Thursday, November 6, 2008

"The Obama Imperative"

Greg Djerejian in the "Belgravia Dispatch", here
"...Overseas the picture for the U.S. is just as ugly, perhaps even worse. The surge in Iraq was undertaken in a near total strategic vacuum, so that whatever hard-won security improvements have been achieved have had a negligible impact on the larger neighborhood. Has the short-term stabilization in local security conditions there been worth the blood and treasure expended? I doubt it, sad to say.
Meantime, Iran’s march towards nuclear weapons continues apace, but save an Undersecretary of State haphazardly hurled into a meeting on occasion with no real follow-through, the United States continues to have no serious diplomatic contact with the Islamic Republic of Iran.
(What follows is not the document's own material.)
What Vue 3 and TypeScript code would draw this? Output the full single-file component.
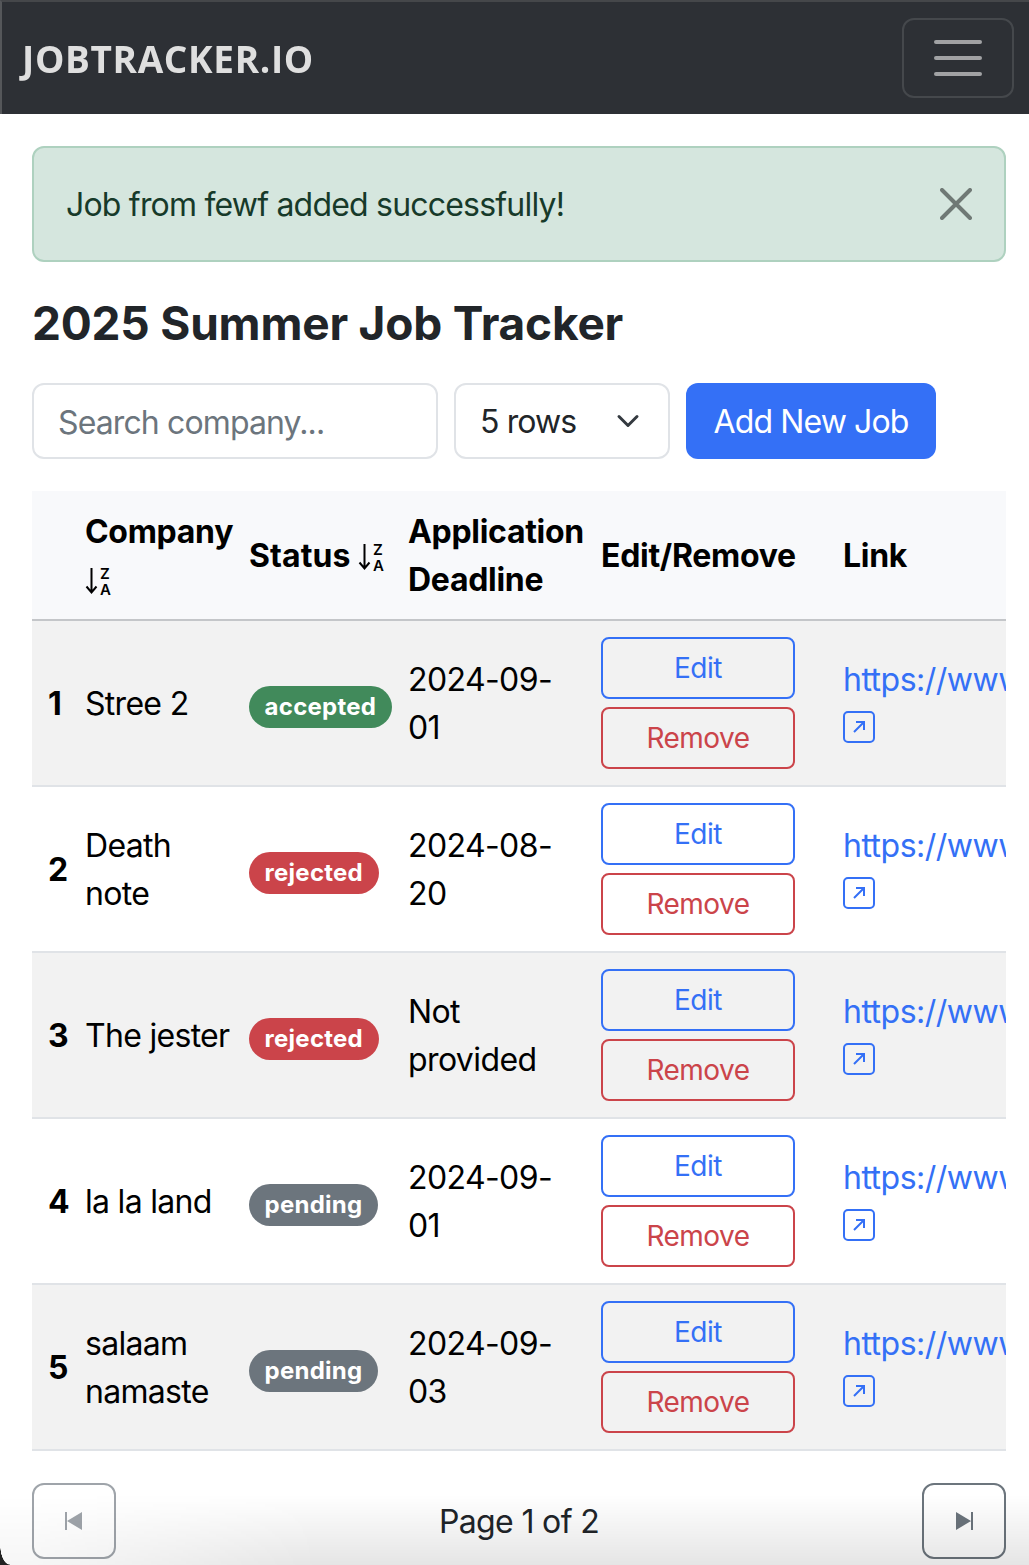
<script setup lang="ts">
interface Job {
  id: number;
  company: string;
  status: 'accepted' | 'rejected' | 'pending';
  deadline: string;
}

const jobs: Job[] = [
  { id: 1, company: 'Stree 2', status: 'accepted', deadline: '2024-09-01' },
  { id: 2, company: 'Death note', status: 'rejected', deadline: '2024-08-20' },
  { id: 3, company: 'The jester', status: 'rejected', deadline: 'Not provided' },
  { id: 4, company: 'la la land', status: 'pending', deadline: '2024-09-01' },
  { id: 5, company: 'salaam namaste', status: 'pending', deadline: '2024-09-03' }
];
</script>

<template>
  <div class="page">
    <nav class="navbar">
      <span class="brand">JOBTRACKER.IO</span>
      <button class="toggler" aria-label="Menu">
        <span></span><span></span><span></span>
      </button>
    </nav>

    <main class="content">
      <div class="alert">
        <span>Job from fewf added successfully!</span>
        <svg class="close" viewBox="0 0 32 32" aria-label="Close">
          <path d="M2 2 30 30M30 2 2 30" />
        </svg>
      </div>

      <h1>2025 Summer Job Tracker</h1>

      <div class="controls">
        <input class="search" type="text" placeholder="Search company..." />
        <div class="select">
          <span>5 rows</span>
          <svg viewBox="0 0 24 24"><path d="M3 7.5 12 16.5 21 7.5" /></svg>
        </div>
        <button class="add">Add New Job</button>
      </div>

      <div class="table-wrap">
        <table>
          <colgroup>
            <col class="c-num" />
            <col class="c-company" />
            <col class="c-status" />
            <col class="c-deadline" />
            <col class="c-actions" />
            <col class="c-link" />
          </colgroup>
          <thead>
            <tr>
              <th></th>
              <th class="tight">
                Company
                <svg class="sort" viewBox="0 0 26 32">
                  <path d="M6.5 3V27M1.5 21.5 6.5 27.5 11.5 21.5" />
                  <text x="15" y="14">Z</text>
                  <text x="15" y="30">A</text>
                </svg>
              </th>
              <th class="tight status-head">
                Status
                <svg class="sort" viewBox="0 0 26 32">
                  <path d="M6.5 3V27M1.5 21.5 6.5 27.5 11.5 21.5" />
                  <text x="15" y="14">Z</text>
                  <text x="15" y="30">A</text>
                </svg>
              </th>
              <th>Application Deadline</th>
              <th>Edit/Remove</th>
              <th>Link</th>
            </tr>
          </thead>
          <tbody>
            <tr v-for="job in jobs" :key="job.id">
              <th class="num">{{ job.id }}</th>
              <td class="tight company">{{ job.company }}</td>
              <td class="tight text-cell"><span class="badge" :class="job.status">{{ job.status }}</span></td>
              <td class="deadline">{{ job.deadline }}</td>
              <td>
                <div class="actions">
                  <button class="btn-edit">Edit</button>
                  <button class="btn-remove">Remove</button>
                </div>
              </td>
              <td>
                <a class="link">https://www.example.com</a>
                <svg class="ext" viewBox="0 0 32 32">
                  <rect x="1" y="1" width="30" height="30" rx="4" />
                  <path d="M11 21 21 11M13 11H21V19" />
                </svg>
              </td>
            </tr>
          </tbody>
        </table>
      </div>

      <div class="pager">
        <button class="page-btn disabled" aria-label="Previous">
          <svg viewBox="0 0 18 18"><path d="M0 0H2V18H0ZM2 9 17 0V18Z" /></svg>
        </button>
        <span class="page-label">Page 1 of 2</span>
        <button class="page-btn" aria-label="Next">
          <svg viewBox="0 0 18 18"><path d="M16 0H18V18H16ZM16 9 1 0V18Z" /></svg>
        </button>
      </div>
    </main>

    <!-- screenshot edge: window shadow and rounded corner -->
    <div class="fade"></div>
    <div class="corner"></div>
  </div>
</template>

<style scoped>
.page {
  position: relative;
  height: 1565px;
  overflow: hidden;
  background: #fff;
  color: #212529;
  font-family: Inter, "Liberation Sans", sans-serif;
  font-size: 32px;
  line-height: 48px;
}

.navbar {
  display: flex;
  align-items: center;
  justify-content: space-between;
  height: 114px;
  padding: 0 15px 0 20px;
  background: #2d3035;
  border-top: 2px solid #45474a;
  border-left: 2px solid #55575a;
  box-sizing: border-box;
}

.brand {
  margin-top: 2px;
  font-family: "Open Sans", sans-serif;
  font-size: 37px;
  font-weight: 700;
  letter-spacing: 0.65px;
  color: #dfdfdf;
  filter: blur(0.4px);
}

.toggler {
  display: flex;
  flex-direction: column;
  align-items: center;
  justify-content: center;
  gap: 12px;
  width: 112px;
  height: 80px;
  padding: 0;
  background: none;
  border: 2px solid #45484c;
  border-radius: 12px;
}

.toggler span {
  width: 48px;
  height: 4px;
  border-radius: 2px;
  background: #a1a2a4;
}

.content {
  padding: 32px 23px 0 32px;
}

.alert {
  display: flex;
  align-items: center;
  justify-content: space-between;
  height: 116px;
  padding: 0 32px;
  background: #d5e6de;
  border: 2px solid #aed1bf;
  border-radius: 12px;
  color: #173a2a;
  letter-spacing: -0.8px;
  box-sizing: border-box;
}

.alert span {
  margin-top: 2px;
}

.close {
  width: 32px;
  height: 32px;
  fill: none;
  stroke: #6f7975;
  stroke-width: 4;
  stroke-linecap: round;
}

h1 {
  margin: 34px 0 32px;
  font-size: 46px;
  font-weight: 700;
  line-height: 55px;
  letter-spacing: -0.2px;
}

.controls {
  display: flex;
  gap: 16px;
  margin-bottom: 32px;
  letter-spacing: -0.88px;
}

.search {
  width: 406px;
  height: 76px;
  padding: 2px 24px 0;
  border: 2px solid #e0e3e7;
  border-radius: 12px;
  font: inherit;
  letter-spacing: inherit;
  box-sizing: border-box;
}

.search::placeholder {
  color: #6c757d;
  opacity: 1;
}

.select {
  display: flex;
  align-items: center;
  justify-content: space-between;
  width: 216px;
  height: 76px;
  padding: 0 28px 0 24px;
  border: 2px solid #e0e3e7;
  border-radius: 12px;
  box-sizing: border-box;
}

.select span {
  padding-top: 2px;
}

.select svg {
  width: 24px;
  height: 24px;
  fill: none;
  stroke: #343a40;
  stroke-width: 3;
  stroke-linecap: round;
  stroke-linejoin: round;
}

.add {
  width: 250px;
  height: 76px;
  padding: 2px 0 0;
  border: 0;
  border-radius: 12px;
  background: #3470f6;
  color: #fff;
  font: inherit;
  letter-spacing: inherit;
}

.table-wrap {
  width: 974px;
  overflow: hidden;
}

table {
  width: 1100px;
  table-layout: fixed;
  border-collapse: collapse;
  color: #000;
  letter-spacing: -0.5px;
}

.c-num { width: 37px; }
.c-company { width: 164px; }
.c-status { width: 159px; }
.c-deadline { width: 193px; }
.c-actions { width: 242px; }
.c-link { width: 305px; }

th,
td {
  padding: 16px;
  text-align: left;
  vertical-align: middle;
}

thead th {
  padding-top: 17px;
  padding-bottom: 15px;
  background: #f8f9fb;
  border-bottom: 2px solid #c4c6c9;
  font-weight: 700;
  letter-spacing: -0.3px;
}

tbody th,
tbody td {
  border-bottom: 2px solid #e0e3e7;
  height: 164px;
  box-sizing: border-box;
}

tbody tr:nth-child(odd) th,
tbody tr:nth-child(odd) td {
  background: #f2f2f2;
}

.num {
  padding: 17px 0 15px 16px;
  font-weight: 700;
}

.company,
.text-cell,
.deadline {
  padding-top: 17px;
  padding-bottom: 15px;
}

.company {
  letter-spacing: -0.7px;
}

.deadline {
  padding-right: 24px;
  letter-spacing: -0.6px;
}

th.tight,
td.tight {
  padding-right: 0;
}

thead .status-head {
  letter-spacing: 0.1px;
}

.sort {
  width: 26px;
  height: 32px;
  vertical-align: -6px;
  overflow: visible;
}

.sort path {
  fill: none;
  stroke: #000;
  stroke-width: 2;
}

.sort text {
  font-size: 15px;
  font-weight: 600;
  letter-spacing: 0;
  fill: #000;
}

.badge {
  display: inline-block;
  padding: 8px 15.6px;
  border-radius: 21px;
  color: #fff;
  font-size: 24px;
  font-weight: 700;
  line-height: 26px;
  letter-spacing: 0.25px;
  white-space: nowrap;
}

.accepted { background: #418a5b; }
.rejected { background: #cb444a; }
.pending { background: #6c757d; }

.actions {
  display: flex;
  flex-direction: column;
  gap: 8px;
  width: 194px;
}

.actions button {
  height: 62px;
  padding: 0;
  background: transparent;
  border: 2px solid;
  border-radius: 8px;
  font: inherit;
  font-size: 28px;
  line-height: 42px;
  letter-spacing: -0.5px;
}

.btn-edit {
  border-color: #3470f6 !important;
  color: #3470f6;
}

.btn-remove {
  border-color: #cb444a !important;
  color: #cb444a;
}

.link {
  display: block;
  padding-top: 2px;
  color: #3470f6;
  white-space: nowrap;
}

.ext {
  display: block;
  width: 32px;
  height: 32px;
  margin: 7px 0 9px;
  fill: none;
  stroke: #3470f6;
  stroke-width: 2;
}

.pager {
  display: flex;
  align-items: center;
  justify-content: space-between;
  width: 974px;
  margin-top: 32px;
  letter-spacing: -0.65px;
}

.page-label {
  padding-top: 2px;
}

.page-btn {
  display: flex;
  align-items: center;
  justify-content: center;
  width: 84px;
  height: 76px;
  padding: 0;
  background: transparent;
  border: 2px solid #6c757d;
  border-radius: 12px;
}

.page-btn svg {
  width: 18px;
  height: 18px;
  fill: #6c757d;
}

.page-btn.disabled {
  opacity: 0.65;
}

.fade {
  position: absolute;
  left: 0;
  right: 0;
  bottom: 0;
  height: 70px;
  pointer-events: none;
  background: linear-gradient(to bottom, rgba(0, 0, 0, 0), rgba(0, 0, 0, 0.1));
  -webkit-mask-image: linear-gradient(to right, rgba(0, 0, 0, 0.35) 30px, #000 320px);
  mask-image: linear-gradient(to right, rgba(0, 0, 0, 0.35) 30px, #000 320px);
}

.corner {
  position: absolute;
  left: 0;
  bottom: 0;
  width: 10px;
  height: 20px;
  pointer-events: none;
  background: radial-gradient(ellipse 10px 20px at 100% 0, transparent 96%, #222 100%);
}
</style>

<style>
html, body { margin: 0; }
</style>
What has been achieved by this? One must scratch one’s head in puzzlement, as a freeze in uranium enrichment can’t reasonably likely occur absent direct discussions (it still mightn’t, but is at least worth a try), and this very goal seems in the short-term our main priority vis-à-vis Iran. So why the lack of high-level contact? Lack of imagination and intellectual cowardice, presumably.
In other parts of the neighborhood, lately the U.S. has taken to allowing border incursions to messily spill over into Pakistan with increasing frequency (a depressing reality born of a losing war in Afghanistan where we are—much like Iraq—bogged down increasingly in nation-building where instead discrete commando anti-terror missions are what is more required), albeit cross-border raids seem to be ending some in favor of less politically volatile Drone-powered missions. To the west in Syria, we have recently seen more cross-border adventurism (seemingly a parting shot aimed at Asad from the predictably bovine Bush quarters—while meantime the French, Turks, Israelis, Qataris etc are engaging Damascus not unproductively).
Amidst all this—the fundamental issue of the Arab-Israeli peace process—formerly a priority of every American President since at least Richard Nixonhas become a ribald joke as handled by the current Administration, save alas the real world consequences of this abject neglect are anything but funny.
And what about beyond this strategic morass we face in the Middle East? Well, it is only too clear we are at another ‘Who Lost Russia?’ juncture, where are pitiable ‘support’ of Georgia accomplished little to nothing, while creation of a real, mature Russia policy under supposed Russia expert Condoleezza Rice has gone woefully unachieved, now a good half decade on from the hilarious conceit of some warm and fuzzy Spirit of Ljubljana...."

1 comment:

Anonymous said...

A thoughtful analysis. One can hope that the president-elect will heed the thoughtfulness of this piece.